-- Data lines --

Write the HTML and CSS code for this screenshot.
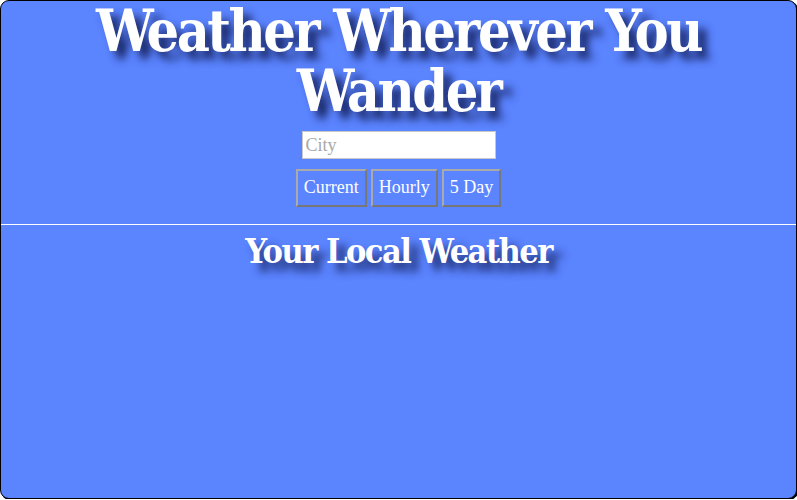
FILE: index.html
```html
<!DOCTYPE html>
<html>
<head>
<meta charset="utf-8">
<link rel="stylesheet" href="styles.css">
</head>
<body>
<div class="page">
  <header class="top">
    <h1 class="title">Weather Wherever You Wander</h1>
    <input class="city" type="text" placeholder="City">
    <div class="buttons">
      <button class="btn">Current</button>
      <button class="btn">Hourly</button>
      <button class="btn">5 Day</button>
    </div>
  </header>
  <main class="local">
    <h2 class="subtitle">Your Local Weather</h2>
  </main>
</div>
</body>
</html>
```
FILE: styles.css
```css
html, body {
  margin: 0;
  padding: 0;
  background: #fff;
}
.page {
  box-sizing: border-box;
  width: 797px;
  height: 499px;
  background: #5b84ff;
  border: 1px solid #000;
  border-radius: 9px;
  box-shadow: 1px 1px 0 #000;
  overflow: hidden;
  display: flex;
  flex-direction: column;
}
.top {
  display: flex;
  flex-direction: column;
  align-items: center;
  border-bottom: 1px solid #fff;
  padding-bottom: 17px;
}
.title {
  margin: 0;
  width: 660px;
  text-align: center;
  font-family: "DejaVu Serif Condensed", "DejaVu Serif", serif;
  font-stretch: condensed;
  font-weight: bold;
  font-size: 57px;
  letter-spacing: -2.5px;
  line-height: 60px;
  color: #fff;
  text-shadow: 8px 8px 8px rgba(15, 25, 80, 0.9);
}
.city {
  box-sizing: border-box;
  margin-top: 10px;
  width: 194px;
  height: 28px;
  border: 1px solid #c8c8c8;
  outline: none;
  background: #fff;
  font-family: "Liberation Serif", serif;
  font-size: 18px;
  padding: 1px 3px;
}
.city::placeholder {
  color: #a9a9a9;
}
.buttons {
  display: flex;
  gap: 4px;
  margin-top: 10px;
}
.btn {
  box-sizing: border-box;
  height: 38px;
  padding: 0 6px 2px;
  background: #5b84ff;
  color: #fff;
  font-family: "Liberation Serif", serif;
  font-size: 18px;
  border: 2px solid;
  border-color: #aaa #777 #777 #aaa;
}
.local {
  flex: 1;
  display: flex;
  flex-direction: column;
  align-items: center;
}
.subtitle {
  margin: 5px 0 0;
  font-family: "DejaVu Serif Condensed", "DejaVu Serif", serif;
  font-stretch: condensed;
  font-weight: bold;
  font-size: 34px;
  letter-spacing: -1.5px;
  line-height: 42px;
  color: #fff;
  text-shadow: 8px 8px 8px rgba(15, 25, 80, 0.9);
}
```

-- Problem requirements --
Copy each line exactly, and leave the pictures out of your copy.

-- Right answer --
Write the HTML and CSS code for this screenshot.
FILE: index.html
```html
<!DOCTYPE html>
<html>
<head>
<meta charset="utf-8">
<link rel="stylesheet" href="styles.css">
</head>
<body>
<div class="page">
  <header class="top">
    <h1 class="title">Weather Wherever You Wander</h1>
    <input class="city" type="text" placeholder="City">
    <div class="buttons">
      <button class="btn">Current</button>
      <button class="btn">Hourly</button>
      <button class="btn">5 Day</button>
    </div>
  </header>
  <main class="local">
    <h2 class="subtitle">Your Local Weather</h2>
  </main>
</div>
</body>
</html>
```
FILE: styles.css
```css
html, body {
  margin: 0;
  padding: 0;
  background: #fff;
}
.page {
  box-sizing: border-box;
  width: 797px;
  height: 499px;
  background: #5b84ff;
  border: 1px solid #000;
  border-radius: 9px;
  box-shadow: 1px 1px 0 #000;
  overflow: hidden;
  display: flex;
  flex-direction: column;
}
.top {
  display: flex;
  flex-direction: column;
  align-items: center;
  border-bottom: 1px solid #fff;
  padding-bottom: 17px;
}
.title {
  margin: 0;
  width: 660px;
  text-align: center;
  font-family: "DejaVu Serif Condensed", "DejaVu Serif", serif;
  font-stretch: condensed;
  font-weight: bold;
  font-size: 57px;
  letter-spacing: -2.5px;
  line-height: 60px;
  color: #fff;
  text-shadow: 8px 8px 8px rgba(15, 25, 80, 0.9);
}
.city {
  box-sizing: border-box;
  margin-top: 10px;
  width: 194px;
  height: 28px;
  border: 1px solid #c8c8c8;
  outline: none;
  background: #fff;
  font-family: "Liberation Serif", serif;
  font-size: 18px;
  padding: 1px 3px;
}
.city::placeholder {
  color: #a9a9a9;
}
.buttons {
  display: flex;
  gap: 4px;
  margin-top: 10px;
}
.btn {
  box-sizing: border-box;
  height: 38px;
  padding: 0 6px 2px;
  background: #5b84ff;
  color: #fff;
  font-family: "Liberation Serif", serif;
  font-size: 18px;
  border: 2px solid;
  border-color: #aaa #777 #777 #aaa;
}
.local {
  flex: 1;
  display: flex;
  flex-direction: column;
  align-items: center;
}
.subtitle {
  margin: 5px 0 0;
  font-family: "DejaVu Serif Condensed", "DejaVu Serif", serif;
  font-stretch: condensed;
  font-weight: bold;
  font-size: 34px;
  letter-spacing: -1.5px;
  line-height: 42px;
  color: #fff;
  text-shadow: 8px 8px 8px rgba(15, 25, 80, 0.9);
}
```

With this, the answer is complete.